8/31/2017 12:00:00 AM

The 61st BFI London Film Festival in partnership with American Express® today announces its full programme, featuring a diverse selection of 242 feature films from both established and emerging talent. This 12 day celebration of cinema illustrates the richness of international filmmaking, with films to delight and entertain audiences, and also films that probe and interrogate issues of significance.

The Festival is the UK’s leading and most prestigious film festival, representing one of the first opportunities for audiences – both the UK public and film industry professionals - to see the very best new films from across the globe, alongside an events programme with some of the world’s most inspiring creative talents. This year, the Festival will host 28 World Premieres, 9 International Premieres and 34 European Premieres and will welcome a stellar line up of cast and crew for many of the films.

The 242 feature programmes screening at the Festival include: 46 documentaries, 6 animations, 14 archive restorations and 16 artists’ moving image features. The programme also includes 128 short films, and 67 countries are represented across short film and features.

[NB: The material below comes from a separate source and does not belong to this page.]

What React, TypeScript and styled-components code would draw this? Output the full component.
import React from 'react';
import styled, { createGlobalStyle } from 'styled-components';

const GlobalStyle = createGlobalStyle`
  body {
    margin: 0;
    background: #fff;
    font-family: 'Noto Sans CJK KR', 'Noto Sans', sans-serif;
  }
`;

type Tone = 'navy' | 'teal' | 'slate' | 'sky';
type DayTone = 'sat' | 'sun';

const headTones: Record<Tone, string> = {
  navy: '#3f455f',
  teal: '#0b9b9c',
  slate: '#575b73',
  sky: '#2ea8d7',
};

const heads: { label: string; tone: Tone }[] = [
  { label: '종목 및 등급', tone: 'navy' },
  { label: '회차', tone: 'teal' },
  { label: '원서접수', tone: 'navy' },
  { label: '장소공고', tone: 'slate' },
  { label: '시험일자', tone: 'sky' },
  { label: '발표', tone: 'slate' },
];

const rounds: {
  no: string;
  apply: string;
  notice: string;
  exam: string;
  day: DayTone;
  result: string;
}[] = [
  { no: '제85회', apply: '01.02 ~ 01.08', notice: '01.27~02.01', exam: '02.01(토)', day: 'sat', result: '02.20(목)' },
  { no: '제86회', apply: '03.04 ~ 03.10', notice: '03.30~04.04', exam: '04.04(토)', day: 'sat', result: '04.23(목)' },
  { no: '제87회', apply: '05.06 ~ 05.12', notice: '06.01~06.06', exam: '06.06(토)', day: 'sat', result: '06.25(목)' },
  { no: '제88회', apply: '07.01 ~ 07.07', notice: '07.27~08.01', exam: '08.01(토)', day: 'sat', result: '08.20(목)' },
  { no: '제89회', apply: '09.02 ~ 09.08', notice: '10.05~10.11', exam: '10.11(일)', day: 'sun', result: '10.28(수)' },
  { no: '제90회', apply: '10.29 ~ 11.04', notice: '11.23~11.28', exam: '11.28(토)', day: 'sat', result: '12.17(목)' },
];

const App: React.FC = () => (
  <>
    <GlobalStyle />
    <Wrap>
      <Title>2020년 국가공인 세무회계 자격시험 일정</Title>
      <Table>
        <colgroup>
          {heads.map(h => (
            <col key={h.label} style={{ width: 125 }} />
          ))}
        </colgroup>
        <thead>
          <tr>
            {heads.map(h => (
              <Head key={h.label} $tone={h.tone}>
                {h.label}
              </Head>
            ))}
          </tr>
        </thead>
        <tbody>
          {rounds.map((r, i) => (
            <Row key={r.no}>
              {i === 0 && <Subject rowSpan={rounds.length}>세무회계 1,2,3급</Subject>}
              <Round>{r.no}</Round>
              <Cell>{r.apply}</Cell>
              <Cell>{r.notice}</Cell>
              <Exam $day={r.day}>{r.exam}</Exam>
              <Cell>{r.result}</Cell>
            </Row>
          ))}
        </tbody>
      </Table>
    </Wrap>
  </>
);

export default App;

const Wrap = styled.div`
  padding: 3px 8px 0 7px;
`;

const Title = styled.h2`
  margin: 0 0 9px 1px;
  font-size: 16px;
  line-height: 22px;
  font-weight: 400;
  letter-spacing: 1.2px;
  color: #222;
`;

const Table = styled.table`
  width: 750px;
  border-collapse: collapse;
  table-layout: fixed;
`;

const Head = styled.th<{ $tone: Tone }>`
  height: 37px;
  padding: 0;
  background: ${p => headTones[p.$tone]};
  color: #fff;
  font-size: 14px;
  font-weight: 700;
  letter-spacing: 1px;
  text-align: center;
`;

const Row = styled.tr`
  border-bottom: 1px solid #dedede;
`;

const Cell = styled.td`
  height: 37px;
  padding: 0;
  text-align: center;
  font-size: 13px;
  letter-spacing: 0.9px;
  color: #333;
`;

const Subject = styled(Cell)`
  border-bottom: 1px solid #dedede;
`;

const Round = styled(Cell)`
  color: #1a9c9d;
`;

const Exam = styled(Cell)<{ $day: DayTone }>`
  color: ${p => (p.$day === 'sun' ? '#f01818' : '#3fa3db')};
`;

Each evening of the Festival sees a Headline Gala presentation at Odeon Leicester Square. Films in Official Competition and Strand Galas are once again presented at the 820-seat Embankment Garden Cinema following a successful inaugural year in 2016, with audiences and filmmakers alike praising its quality of cinema experience. This temporary venue, constructed to the highest technical specifications, brings the festival to even more people and connects screenings in the West End with the BFI’s home cinema at BFI Southbank.

Alongside the Galas, Special Presentations and films in Competitions, the Festival will show a thrilling range of new cinema in sections Love, Debate, Laugh, Dare, Thrill, Cult, Journey, Experimenta and Family – which provide pathways for audiences to navigate the programme. In 2017, the LFF presents a new strand, Create, featuring films that celebrate artistic practice in all its channels and forms the electricity of the creative process, reflecting London’s position as one of the world’s leading creative cities.

Audiences have the opportunity to hear some of the world’s creative leaders through the Festival’s acclaimed talks’ series LFF Connects, which features artists working at the intersection of film and other creative industries, and Screen Talks, a series of in-depth interviews with leaders in contemporary cinema. Participants this year include Julian Rosefeldt & Cate Blanchett, David Fincher, Demis Hassabis, Nitin Sawhney, Johan Knattrup Jensen, Ian McEwan and Takashi Miike.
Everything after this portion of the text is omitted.